### INFORMATION SHOWN
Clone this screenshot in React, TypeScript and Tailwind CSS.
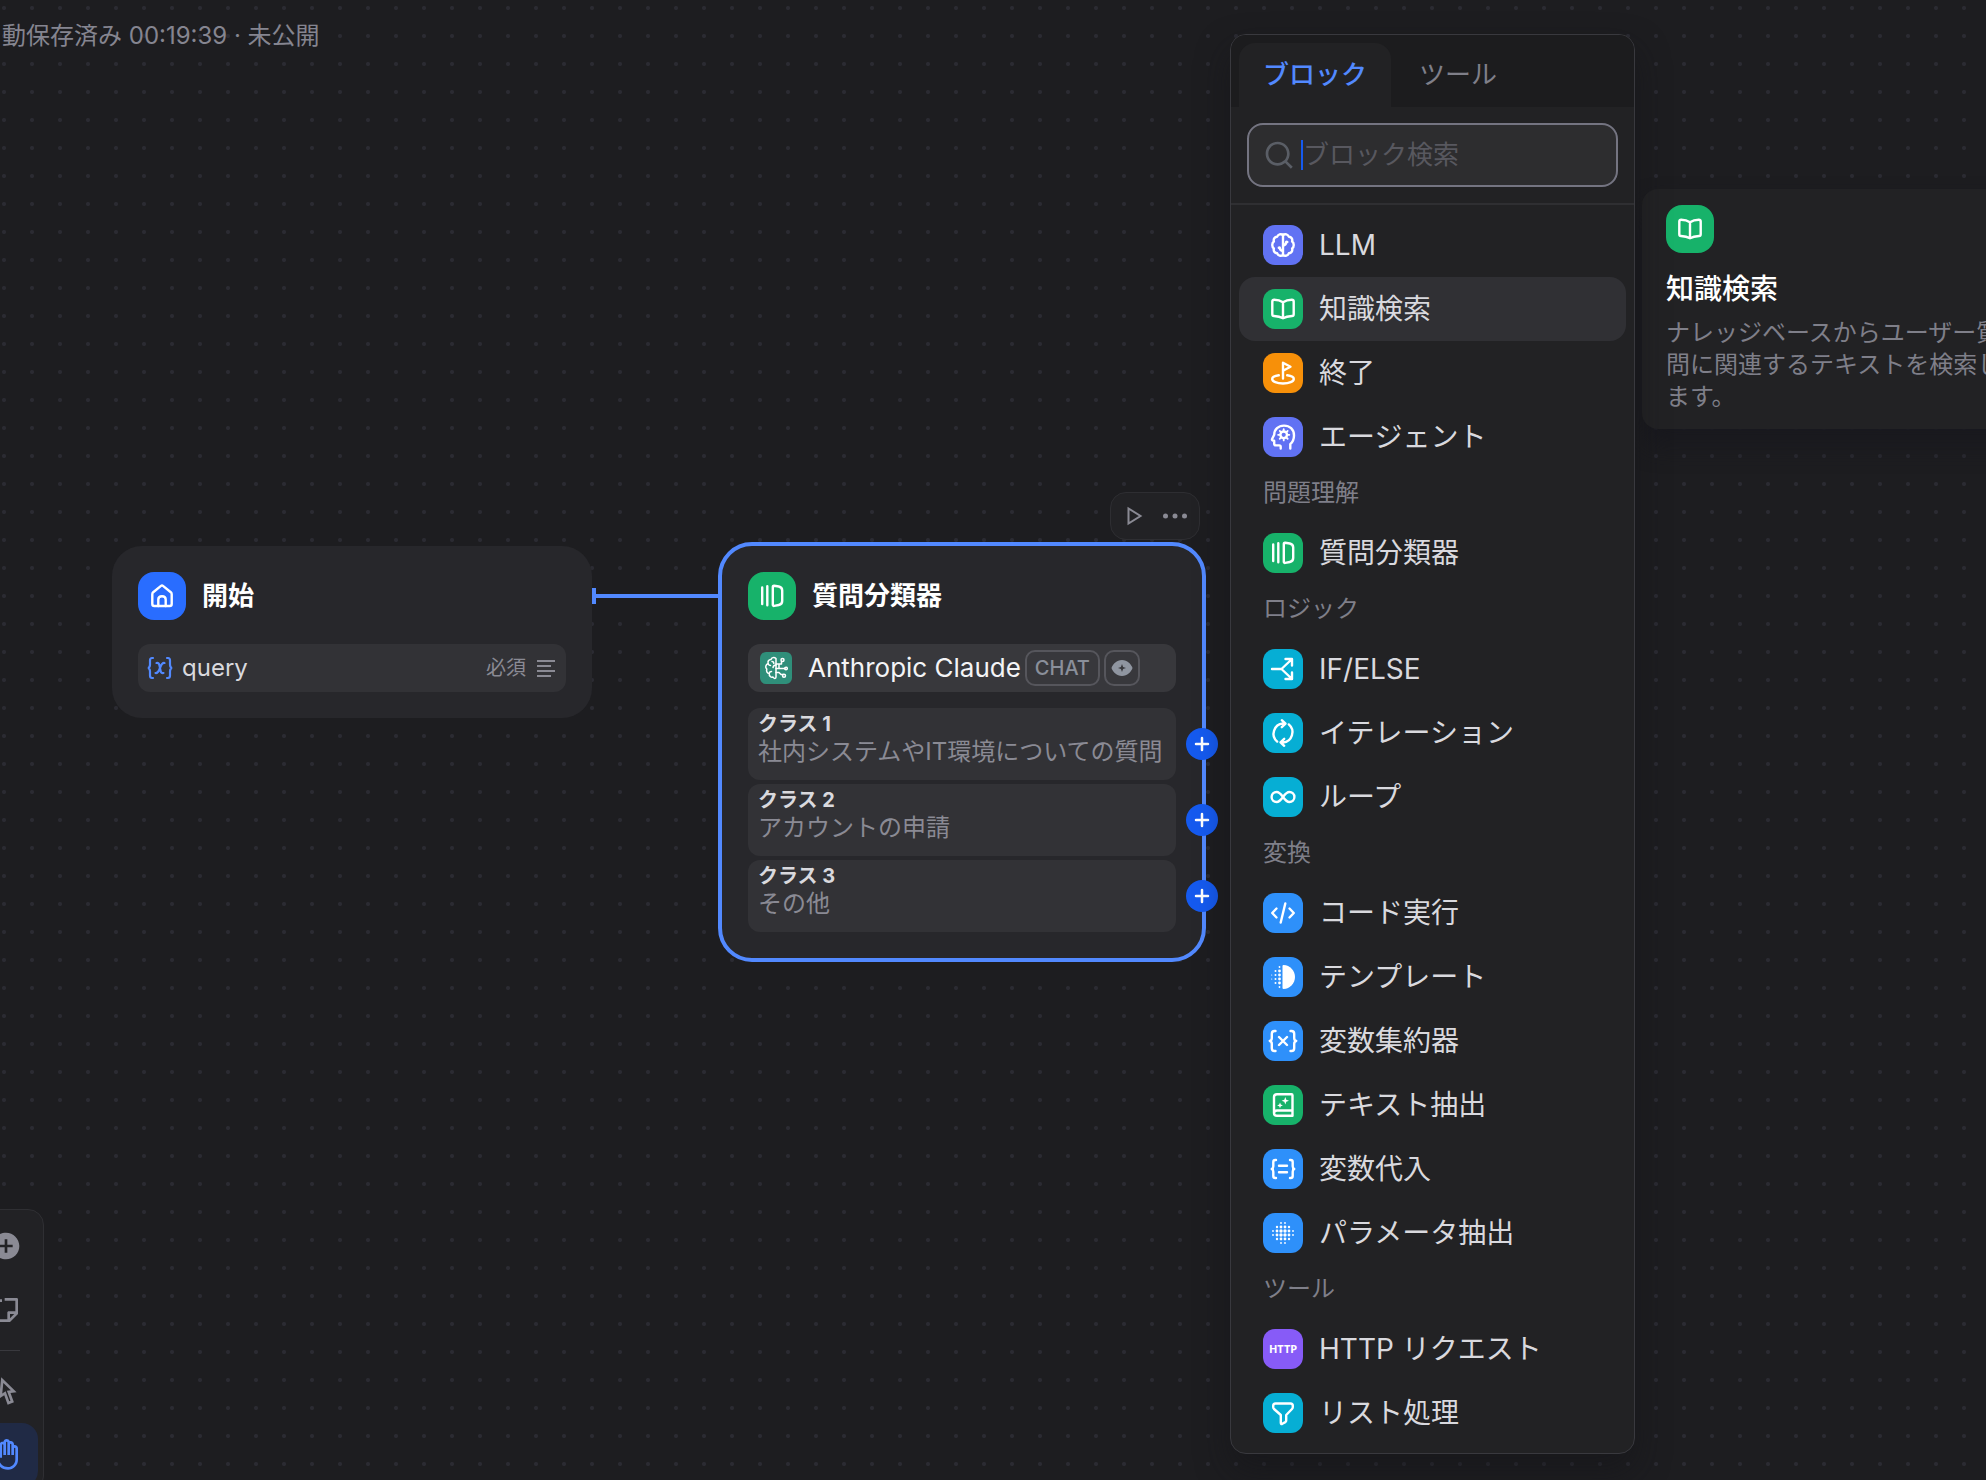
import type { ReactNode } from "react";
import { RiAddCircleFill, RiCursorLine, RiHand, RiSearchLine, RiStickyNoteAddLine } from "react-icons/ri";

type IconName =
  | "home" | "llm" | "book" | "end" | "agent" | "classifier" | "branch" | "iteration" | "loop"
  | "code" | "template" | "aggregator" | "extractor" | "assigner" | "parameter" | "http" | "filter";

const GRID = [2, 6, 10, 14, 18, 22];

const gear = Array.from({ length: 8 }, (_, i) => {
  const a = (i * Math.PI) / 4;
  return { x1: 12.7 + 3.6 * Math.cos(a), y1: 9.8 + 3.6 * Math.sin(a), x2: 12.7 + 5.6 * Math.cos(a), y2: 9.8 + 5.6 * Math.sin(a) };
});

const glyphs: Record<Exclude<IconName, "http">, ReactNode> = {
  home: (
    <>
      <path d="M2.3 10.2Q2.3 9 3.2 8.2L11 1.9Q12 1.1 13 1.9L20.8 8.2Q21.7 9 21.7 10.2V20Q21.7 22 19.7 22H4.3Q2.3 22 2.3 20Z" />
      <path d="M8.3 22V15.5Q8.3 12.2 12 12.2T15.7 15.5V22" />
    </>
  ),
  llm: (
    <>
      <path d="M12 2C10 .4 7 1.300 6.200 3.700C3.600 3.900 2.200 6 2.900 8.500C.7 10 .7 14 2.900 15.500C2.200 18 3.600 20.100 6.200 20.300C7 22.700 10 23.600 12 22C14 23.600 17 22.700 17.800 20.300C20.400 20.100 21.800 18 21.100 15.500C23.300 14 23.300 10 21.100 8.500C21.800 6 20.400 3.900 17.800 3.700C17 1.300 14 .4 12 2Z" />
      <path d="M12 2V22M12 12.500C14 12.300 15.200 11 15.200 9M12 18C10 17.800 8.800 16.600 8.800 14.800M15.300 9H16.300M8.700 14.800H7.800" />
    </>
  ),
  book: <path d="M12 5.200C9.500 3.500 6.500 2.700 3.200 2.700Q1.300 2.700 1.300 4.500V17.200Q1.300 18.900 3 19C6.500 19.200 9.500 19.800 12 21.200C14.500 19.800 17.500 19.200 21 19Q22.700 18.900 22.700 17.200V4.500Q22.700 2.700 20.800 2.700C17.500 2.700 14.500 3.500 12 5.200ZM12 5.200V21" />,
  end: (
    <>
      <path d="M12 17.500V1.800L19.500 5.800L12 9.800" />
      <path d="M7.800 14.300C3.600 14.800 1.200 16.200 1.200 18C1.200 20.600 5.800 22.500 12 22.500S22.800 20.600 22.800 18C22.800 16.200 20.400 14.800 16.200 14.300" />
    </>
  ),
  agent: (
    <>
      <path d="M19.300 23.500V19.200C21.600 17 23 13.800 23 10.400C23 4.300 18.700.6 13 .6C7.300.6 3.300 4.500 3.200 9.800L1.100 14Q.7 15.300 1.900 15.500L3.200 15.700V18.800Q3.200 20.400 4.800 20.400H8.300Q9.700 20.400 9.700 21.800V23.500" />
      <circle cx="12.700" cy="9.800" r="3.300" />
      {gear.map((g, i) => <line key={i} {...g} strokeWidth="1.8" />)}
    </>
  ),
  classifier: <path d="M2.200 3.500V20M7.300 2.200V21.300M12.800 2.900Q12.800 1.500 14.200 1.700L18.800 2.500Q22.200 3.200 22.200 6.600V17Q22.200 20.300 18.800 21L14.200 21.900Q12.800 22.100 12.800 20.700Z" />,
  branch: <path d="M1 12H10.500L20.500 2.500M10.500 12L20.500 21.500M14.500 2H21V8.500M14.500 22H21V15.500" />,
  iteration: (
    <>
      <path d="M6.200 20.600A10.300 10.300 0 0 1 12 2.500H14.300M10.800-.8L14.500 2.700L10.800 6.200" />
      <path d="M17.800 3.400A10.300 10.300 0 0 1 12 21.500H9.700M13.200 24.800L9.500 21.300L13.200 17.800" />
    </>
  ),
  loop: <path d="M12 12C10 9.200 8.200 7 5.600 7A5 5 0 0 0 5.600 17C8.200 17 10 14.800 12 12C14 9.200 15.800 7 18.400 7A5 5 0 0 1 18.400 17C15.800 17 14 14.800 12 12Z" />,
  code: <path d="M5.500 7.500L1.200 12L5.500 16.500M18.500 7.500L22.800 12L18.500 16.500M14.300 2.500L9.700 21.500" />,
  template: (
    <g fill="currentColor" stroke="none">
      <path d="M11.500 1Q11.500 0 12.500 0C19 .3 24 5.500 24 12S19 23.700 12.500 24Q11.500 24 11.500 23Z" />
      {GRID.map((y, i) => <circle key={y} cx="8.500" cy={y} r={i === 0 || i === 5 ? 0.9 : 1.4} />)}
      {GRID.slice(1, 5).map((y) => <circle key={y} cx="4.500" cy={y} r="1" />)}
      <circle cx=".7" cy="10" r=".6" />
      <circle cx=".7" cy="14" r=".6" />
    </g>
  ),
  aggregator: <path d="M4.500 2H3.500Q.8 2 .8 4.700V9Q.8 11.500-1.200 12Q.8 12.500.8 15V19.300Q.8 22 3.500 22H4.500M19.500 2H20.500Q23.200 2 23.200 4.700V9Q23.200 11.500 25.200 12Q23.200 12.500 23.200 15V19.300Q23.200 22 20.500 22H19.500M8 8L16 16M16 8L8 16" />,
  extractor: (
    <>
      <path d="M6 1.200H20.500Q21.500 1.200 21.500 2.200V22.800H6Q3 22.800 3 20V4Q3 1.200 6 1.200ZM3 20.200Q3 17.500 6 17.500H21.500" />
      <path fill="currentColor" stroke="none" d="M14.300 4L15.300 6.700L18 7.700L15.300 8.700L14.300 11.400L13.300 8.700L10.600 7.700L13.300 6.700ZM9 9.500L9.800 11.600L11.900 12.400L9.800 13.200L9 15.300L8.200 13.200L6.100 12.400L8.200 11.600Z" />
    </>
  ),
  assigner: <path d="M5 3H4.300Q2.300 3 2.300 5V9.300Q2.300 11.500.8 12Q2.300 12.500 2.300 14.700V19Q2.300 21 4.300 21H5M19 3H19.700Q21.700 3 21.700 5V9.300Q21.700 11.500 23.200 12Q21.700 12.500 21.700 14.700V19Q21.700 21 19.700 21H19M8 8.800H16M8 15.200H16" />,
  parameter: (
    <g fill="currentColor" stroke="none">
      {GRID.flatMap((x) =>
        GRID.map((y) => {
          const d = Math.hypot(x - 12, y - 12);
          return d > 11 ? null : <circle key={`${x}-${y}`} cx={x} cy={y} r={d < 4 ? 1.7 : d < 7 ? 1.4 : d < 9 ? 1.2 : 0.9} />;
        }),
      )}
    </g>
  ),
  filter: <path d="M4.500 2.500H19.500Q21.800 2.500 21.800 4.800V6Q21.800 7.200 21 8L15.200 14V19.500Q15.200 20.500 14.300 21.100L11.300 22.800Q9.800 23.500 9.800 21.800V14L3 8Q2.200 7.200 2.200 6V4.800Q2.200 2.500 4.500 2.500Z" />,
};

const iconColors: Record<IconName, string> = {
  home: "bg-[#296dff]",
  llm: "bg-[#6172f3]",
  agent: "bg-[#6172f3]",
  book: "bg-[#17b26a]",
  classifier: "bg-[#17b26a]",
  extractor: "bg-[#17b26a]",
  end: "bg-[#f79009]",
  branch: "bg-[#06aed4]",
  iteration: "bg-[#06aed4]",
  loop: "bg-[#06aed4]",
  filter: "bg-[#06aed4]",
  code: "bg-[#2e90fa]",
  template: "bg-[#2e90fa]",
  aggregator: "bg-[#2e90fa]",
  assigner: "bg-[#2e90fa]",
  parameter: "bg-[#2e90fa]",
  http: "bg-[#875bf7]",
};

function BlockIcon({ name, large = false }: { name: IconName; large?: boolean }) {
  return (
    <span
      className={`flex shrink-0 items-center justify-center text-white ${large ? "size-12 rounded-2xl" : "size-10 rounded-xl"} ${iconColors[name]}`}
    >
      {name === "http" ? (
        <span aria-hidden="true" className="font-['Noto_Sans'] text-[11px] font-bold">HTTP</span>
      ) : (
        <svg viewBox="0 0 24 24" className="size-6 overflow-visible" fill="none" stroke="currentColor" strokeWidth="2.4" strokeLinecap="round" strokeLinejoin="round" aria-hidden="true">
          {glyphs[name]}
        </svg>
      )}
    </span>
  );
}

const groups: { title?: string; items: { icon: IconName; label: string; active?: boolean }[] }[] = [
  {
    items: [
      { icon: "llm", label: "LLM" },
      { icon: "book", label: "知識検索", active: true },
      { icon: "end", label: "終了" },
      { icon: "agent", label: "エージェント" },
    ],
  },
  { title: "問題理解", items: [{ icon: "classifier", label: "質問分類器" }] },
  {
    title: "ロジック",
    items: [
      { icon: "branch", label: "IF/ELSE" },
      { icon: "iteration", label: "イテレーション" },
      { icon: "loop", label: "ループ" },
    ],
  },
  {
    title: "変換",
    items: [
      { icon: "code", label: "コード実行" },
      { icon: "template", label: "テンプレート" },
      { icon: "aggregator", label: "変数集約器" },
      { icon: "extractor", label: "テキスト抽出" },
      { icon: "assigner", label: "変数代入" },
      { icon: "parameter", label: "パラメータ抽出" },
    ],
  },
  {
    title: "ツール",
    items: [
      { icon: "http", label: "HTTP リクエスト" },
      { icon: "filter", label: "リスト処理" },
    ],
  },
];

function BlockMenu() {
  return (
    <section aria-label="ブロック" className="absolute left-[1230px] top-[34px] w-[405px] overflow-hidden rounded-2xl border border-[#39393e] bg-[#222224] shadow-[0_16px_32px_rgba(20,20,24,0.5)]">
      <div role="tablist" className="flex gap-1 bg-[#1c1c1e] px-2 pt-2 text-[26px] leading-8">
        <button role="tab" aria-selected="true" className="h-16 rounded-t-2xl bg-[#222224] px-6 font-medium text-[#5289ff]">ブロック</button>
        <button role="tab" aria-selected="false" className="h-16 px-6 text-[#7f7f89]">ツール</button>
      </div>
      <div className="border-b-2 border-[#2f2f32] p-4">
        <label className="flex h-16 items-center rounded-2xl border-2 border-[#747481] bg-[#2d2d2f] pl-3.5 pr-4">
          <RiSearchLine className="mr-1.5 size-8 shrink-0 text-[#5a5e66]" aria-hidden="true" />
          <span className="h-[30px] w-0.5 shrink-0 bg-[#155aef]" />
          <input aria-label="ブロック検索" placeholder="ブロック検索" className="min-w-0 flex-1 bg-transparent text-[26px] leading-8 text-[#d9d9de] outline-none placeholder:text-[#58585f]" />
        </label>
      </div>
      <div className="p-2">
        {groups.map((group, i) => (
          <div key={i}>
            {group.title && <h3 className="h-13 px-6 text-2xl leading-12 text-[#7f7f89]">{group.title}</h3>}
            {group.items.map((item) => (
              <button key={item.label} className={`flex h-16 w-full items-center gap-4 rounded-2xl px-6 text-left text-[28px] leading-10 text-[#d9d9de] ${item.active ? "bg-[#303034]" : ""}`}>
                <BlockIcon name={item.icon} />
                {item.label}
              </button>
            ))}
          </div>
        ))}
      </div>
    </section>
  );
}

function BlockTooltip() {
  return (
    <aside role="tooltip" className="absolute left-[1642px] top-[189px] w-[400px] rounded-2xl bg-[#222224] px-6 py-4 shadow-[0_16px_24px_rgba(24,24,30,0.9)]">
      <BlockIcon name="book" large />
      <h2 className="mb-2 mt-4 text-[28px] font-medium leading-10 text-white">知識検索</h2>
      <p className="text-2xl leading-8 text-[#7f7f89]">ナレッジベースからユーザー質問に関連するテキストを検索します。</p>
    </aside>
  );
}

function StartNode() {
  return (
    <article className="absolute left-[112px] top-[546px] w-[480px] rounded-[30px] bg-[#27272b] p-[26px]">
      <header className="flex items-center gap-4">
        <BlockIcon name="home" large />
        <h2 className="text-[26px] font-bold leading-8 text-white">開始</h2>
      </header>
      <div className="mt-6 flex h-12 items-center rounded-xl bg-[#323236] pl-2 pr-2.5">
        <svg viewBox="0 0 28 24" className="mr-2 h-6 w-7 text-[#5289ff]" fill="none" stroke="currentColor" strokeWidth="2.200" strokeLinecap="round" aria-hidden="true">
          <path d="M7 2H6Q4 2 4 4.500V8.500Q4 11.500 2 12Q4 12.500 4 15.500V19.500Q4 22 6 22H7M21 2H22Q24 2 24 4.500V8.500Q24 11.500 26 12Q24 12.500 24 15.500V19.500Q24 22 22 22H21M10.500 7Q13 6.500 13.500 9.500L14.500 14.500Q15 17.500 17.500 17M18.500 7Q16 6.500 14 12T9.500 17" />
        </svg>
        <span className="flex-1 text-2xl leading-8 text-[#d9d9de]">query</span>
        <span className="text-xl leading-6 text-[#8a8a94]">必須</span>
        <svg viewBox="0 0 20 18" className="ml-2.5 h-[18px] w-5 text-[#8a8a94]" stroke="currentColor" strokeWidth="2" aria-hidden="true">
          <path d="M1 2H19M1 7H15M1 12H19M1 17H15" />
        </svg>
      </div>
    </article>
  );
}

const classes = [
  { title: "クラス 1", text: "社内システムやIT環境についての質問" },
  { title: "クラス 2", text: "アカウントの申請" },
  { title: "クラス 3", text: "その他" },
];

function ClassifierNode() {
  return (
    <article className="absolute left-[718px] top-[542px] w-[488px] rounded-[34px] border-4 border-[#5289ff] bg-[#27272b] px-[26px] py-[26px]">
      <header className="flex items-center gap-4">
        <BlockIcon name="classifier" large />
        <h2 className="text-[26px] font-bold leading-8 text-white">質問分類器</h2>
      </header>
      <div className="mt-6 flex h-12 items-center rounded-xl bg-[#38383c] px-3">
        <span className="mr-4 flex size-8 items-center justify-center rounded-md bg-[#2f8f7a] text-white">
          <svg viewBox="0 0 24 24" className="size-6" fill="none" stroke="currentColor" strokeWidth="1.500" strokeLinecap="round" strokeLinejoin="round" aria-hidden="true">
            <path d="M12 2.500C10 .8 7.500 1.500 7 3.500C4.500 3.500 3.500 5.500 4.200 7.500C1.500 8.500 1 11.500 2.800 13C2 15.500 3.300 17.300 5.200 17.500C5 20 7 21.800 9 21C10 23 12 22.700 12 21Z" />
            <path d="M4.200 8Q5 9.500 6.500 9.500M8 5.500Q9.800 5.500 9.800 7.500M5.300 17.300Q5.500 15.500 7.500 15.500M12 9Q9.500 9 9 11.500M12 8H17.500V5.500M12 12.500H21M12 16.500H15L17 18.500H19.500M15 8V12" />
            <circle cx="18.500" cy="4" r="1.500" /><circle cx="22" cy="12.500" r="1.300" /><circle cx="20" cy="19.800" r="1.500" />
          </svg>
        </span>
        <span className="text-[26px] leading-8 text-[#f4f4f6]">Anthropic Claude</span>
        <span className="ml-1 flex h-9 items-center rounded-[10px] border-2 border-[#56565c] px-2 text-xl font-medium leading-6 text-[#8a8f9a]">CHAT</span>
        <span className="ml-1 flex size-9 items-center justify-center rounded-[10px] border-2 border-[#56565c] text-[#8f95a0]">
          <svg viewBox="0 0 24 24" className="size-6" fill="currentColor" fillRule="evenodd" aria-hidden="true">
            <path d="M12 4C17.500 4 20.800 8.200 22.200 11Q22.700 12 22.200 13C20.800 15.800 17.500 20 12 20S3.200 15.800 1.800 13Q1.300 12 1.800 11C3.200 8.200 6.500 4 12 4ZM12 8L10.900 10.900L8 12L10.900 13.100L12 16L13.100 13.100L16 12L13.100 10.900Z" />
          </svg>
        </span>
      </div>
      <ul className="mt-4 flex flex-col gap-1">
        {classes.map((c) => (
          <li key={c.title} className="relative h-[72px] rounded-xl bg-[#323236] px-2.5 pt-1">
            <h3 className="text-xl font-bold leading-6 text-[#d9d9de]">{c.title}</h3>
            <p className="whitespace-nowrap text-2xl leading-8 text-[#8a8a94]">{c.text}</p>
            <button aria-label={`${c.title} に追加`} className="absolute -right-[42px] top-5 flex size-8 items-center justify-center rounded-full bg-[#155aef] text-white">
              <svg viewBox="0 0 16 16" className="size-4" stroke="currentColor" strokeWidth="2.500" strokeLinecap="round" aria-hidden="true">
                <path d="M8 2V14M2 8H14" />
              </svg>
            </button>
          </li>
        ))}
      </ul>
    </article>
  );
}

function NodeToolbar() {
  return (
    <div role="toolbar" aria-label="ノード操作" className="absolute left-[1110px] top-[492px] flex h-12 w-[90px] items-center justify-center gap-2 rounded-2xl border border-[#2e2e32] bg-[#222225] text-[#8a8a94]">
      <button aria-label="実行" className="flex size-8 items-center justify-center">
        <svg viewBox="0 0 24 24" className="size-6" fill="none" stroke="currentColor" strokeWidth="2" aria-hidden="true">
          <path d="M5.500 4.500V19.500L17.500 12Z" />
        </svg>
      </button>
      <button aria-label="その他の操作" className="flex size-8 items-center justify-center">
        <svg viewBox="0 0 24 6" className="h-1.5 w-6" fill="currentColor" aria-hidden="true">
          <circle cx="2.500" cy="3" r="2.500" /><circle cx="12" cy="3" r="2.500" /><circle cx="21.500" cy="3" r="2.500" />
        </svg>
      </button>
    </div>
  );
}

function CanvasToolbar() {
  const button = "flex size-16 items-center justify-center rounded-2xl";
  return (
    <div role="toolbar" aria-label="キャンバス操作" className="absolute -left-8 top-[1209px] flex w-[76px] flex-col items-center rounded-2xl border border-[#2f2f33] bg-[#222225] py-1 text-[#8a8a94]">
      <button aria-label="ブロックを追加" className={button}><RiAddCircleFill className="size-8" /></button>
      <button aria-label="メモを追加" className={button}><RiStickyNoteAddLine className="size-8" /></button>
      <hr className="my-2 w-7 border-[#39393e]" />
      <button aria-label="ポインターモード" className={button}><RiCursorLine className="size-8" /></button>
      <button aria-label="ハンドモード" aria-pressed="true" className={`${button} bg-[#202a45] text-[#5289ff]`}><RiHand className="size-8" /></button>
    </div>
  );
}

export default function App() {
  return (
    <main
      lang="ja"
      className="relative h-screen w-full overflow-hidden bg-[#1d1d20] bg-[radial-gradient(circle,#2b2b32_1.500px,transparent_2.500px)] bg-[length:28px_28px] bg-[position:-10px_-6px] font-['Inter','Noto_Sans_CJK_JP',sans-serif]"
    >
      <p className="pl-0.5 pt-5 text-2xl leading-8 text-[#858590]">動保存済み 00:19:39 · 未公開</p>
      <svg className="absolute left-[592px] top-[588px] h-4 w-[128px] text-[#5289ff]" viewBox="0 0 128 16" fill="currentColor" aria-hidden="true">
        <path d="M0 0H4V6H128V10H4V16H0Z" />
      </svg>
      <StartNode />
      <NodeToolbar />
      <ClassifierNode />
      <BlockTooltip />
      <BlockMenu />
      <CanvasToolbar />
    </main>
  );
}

### TASK DIRECTIONS
Write out exactly the opening lines of the data, stopping after the line that holds "const GRID = [2, 6, 10, 14, 18, 22];". Exclude pictures.

### WRITTEN SOLUTION
Clone this screenshot in React, TypeScript and Tailwind CSS.
import type { ReactNode } from "react";
import { RiAddCircleFill, RiCursorLine, RiHand, RiSearchLine, RiStickyNoteAddLine } from "react-icons/ri";

type IconName =
  | "home" | "llm" | "book" | "end" | "agent" | "classifier" | "branch" | "iteration" | "loop"
  | "code" | "template" | "aggregator" | "extractor" | "assigner" | "parameter" | "http" | "filter";

const GRID = [2, 6, 10, 14, 18, 22];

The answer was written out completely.